> _Goal of the exercise_
State the number of lines that include the string "page", and write nothing else.
+++
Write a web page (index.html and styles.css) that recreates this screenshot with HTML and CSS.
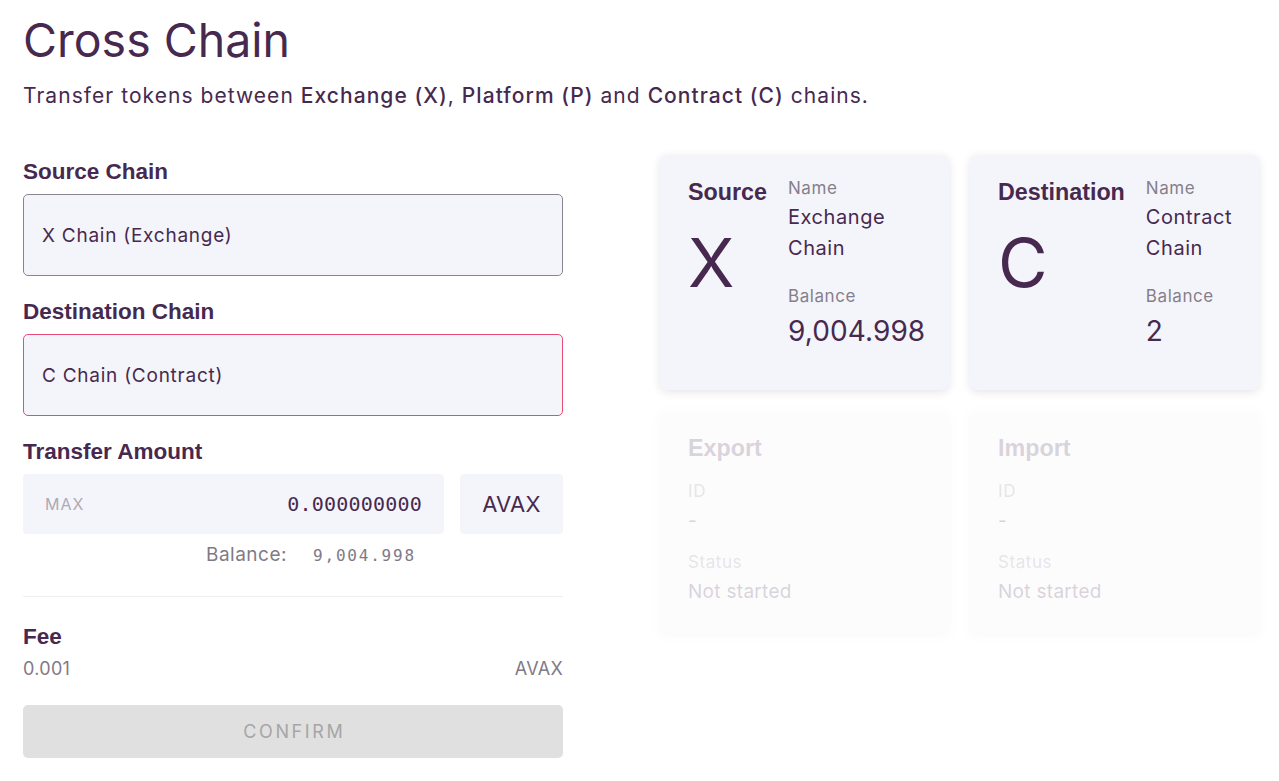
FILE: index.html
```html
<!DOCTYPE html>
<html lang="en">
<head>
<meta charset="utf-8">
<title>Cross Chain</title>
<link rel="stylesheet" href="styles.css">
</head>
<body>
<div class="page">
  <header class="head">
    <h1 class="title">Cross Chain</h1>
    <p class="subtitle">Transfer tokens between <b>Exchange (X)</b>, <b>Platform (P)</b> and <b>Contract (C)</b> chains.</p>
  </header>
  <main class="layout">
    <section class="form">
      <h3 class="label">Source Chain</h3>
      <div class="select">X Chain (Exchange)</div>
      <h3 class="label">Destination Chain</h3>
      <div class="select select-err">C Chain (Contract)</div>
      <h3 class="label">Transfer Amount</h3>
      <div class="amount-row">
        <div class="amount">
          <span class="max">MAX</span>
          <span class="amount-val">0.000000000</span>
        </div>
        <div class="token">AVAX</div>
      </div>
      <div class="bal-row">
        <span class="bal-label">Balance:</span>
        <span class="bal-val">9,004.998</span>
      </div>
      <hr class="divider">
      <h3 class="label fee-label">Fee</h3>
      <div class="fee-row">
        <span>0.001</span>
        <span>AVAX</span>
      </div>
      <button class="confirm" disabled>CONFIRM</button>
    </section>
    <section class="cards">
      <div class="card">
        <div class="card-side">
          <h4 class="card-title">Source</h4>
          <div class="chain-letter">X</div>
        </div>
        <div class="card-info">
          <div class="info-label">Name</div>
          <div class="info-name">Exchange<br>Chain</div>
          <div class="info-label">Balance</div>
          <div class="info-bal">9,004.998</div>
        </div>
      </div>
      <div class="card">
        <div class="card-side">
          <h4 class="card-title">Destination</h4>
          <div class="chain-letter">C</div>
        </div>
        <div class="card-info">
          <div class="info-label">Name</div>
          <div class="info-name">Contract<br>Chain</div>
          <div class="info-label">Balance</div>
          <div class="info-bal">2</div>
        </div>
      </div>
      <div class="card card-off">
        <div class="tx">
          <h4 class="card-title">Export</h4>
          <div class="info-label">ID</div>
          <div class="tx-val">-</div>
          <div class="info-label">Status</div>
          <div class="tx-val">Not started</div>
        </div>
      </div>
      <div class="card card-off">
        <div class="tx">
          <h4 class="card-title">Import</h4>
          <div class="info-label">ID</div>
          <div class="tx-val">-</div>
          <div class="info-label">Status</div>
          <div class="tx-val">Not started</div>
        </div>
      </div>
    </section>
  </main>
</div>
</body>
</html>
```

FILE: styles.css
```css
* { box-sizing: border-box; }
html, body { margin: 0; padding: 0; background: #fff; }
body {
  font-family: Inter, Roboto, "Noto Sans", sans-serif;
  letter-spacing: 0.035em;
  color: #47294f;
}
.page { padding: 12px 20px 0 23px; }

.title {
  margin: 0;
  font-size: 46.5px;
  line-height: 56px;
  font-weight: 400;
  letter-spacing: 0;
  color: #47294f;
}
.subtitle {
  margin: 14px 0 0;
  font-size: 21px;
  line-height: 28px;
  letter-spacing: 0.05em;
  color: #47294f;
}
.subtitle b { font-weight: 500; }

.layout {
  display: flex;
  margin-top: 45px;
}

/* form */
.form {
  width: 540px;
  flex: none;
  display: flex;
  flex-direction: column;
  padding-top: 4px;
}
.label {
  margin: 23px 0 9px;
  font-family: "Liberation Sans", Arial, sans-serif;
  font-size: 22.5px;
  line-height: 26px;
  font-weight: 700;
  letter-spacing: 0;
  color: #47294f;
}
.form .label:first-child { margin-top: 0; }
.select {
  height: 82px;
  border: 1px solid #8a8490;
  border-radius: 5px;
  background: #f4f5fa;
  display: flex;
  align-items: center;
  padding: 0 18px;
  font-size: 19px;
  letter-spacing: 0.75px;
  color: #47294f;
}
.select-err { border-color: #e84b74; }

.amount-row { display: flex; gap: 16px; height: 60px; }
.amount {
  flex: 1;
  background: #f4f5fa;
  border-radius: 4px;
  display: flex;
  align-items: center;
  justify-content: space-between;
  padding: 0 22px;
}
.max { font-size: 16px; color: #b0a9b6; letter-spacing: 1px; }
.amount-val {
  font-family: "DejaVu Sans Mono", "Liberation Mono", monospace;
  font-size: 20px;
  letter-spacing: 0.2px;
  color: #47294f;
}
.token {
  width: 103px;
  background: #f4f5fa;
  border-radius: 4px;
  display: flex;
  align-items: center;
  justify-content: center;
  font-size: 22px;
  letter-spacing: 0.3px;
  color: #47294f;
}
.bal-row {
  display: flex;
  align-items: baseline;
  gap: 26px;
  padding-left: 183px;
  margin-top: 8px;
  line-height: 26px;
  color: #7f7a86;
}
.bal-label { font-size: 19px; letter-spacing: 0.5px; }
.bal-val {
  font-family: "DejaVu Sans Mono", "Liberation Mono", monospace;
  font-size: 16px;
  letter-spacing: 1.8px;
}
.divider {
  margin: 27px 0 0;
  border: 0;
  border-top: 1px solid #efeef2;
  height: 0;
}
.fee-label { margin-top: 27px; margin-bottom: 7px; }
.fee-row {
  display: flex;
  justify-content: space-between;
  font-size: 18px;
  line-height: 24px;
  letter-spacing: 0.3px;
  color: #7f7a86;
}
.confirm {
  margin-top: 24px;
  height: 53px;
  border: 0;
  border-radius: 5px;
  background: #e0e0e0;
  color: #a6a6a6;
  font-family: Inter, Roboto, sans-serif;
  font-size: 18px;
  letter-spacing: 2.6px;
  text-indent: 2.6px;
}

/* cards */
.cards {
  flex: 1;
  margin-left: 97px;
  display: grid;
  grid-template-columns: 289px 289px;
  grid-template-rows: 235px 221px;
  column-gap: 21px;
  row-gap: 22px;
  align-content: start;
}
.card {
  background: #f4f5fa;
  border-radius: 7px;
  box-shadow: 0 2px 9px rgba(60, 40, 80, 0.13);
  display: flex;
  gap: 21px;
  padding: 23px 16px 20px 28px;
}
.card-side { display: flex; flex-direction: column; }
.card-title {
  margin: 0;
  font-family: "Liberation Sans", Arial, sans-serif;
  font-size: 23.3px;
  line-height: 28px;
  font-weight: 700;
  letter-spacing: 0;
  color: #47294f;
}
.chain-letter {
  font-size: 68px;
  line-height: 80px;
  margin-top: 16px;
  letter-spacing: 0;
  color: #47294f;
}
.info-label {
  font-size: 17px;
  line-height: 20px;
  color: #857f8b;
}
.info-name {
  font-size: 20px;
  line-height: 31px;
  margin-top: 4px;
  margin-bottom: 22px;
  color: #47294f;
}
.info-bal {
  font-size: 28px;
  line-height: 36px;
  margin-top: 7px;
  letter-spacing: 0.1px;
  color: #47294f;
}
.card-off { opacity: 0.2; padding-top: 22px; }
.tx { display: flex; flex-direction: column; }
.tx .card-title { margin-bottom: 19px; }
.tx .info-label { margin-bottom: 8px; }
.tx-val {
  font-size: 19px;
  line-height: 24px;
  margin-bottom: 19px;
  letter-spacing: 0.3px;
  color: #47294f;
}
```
+++
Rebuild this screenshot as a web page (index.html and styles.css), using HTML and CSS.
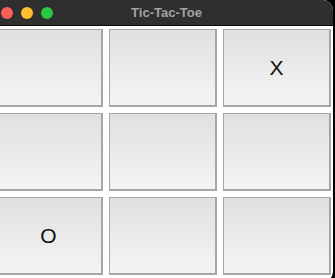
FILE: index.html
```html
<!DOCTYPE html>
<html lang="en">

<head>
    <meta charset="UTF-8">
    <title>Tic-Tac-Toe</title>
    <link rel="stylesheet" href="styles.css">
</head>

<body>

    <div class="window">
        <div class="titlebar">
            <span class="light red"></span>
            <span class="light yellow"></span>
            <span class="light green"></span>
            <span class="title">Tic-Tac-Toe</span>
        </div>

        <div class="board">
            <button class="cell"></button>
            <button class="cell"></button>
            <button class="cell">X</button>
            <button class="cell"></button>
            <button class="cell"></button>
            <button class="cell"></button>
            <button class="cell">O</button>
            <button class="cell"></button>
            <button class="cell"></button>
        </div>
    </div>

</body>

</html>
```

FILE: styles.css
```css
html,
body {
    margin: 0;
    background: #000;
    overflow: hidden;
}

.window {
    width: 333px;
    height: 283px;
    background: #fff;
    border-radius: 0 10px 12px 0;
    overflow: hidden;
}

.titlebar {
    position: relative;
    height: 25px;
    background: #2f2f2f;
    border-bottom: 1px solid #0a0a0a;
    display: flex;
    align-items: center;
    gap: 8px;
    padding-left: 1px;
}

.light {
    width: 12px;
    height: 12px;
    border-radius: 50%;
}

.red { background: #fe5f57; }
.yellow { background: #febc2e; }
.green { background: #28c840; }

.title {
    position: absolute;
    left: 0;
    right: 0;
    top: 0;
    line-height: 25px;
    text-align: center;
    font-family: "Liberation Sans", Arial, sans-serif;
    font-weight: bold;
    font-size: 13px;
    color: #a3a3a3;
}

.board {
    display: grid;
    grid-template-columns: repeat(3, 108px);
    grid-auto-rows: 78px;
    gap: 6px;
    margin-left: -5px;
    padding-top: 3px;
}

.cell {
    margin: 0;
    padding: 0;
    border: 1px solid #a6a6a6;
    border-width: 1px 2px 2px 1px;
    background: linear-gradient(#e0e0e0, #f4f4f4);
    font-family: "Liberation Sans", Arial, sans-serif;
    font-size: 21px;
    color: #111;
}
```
+++
> _Output of the exercise_
4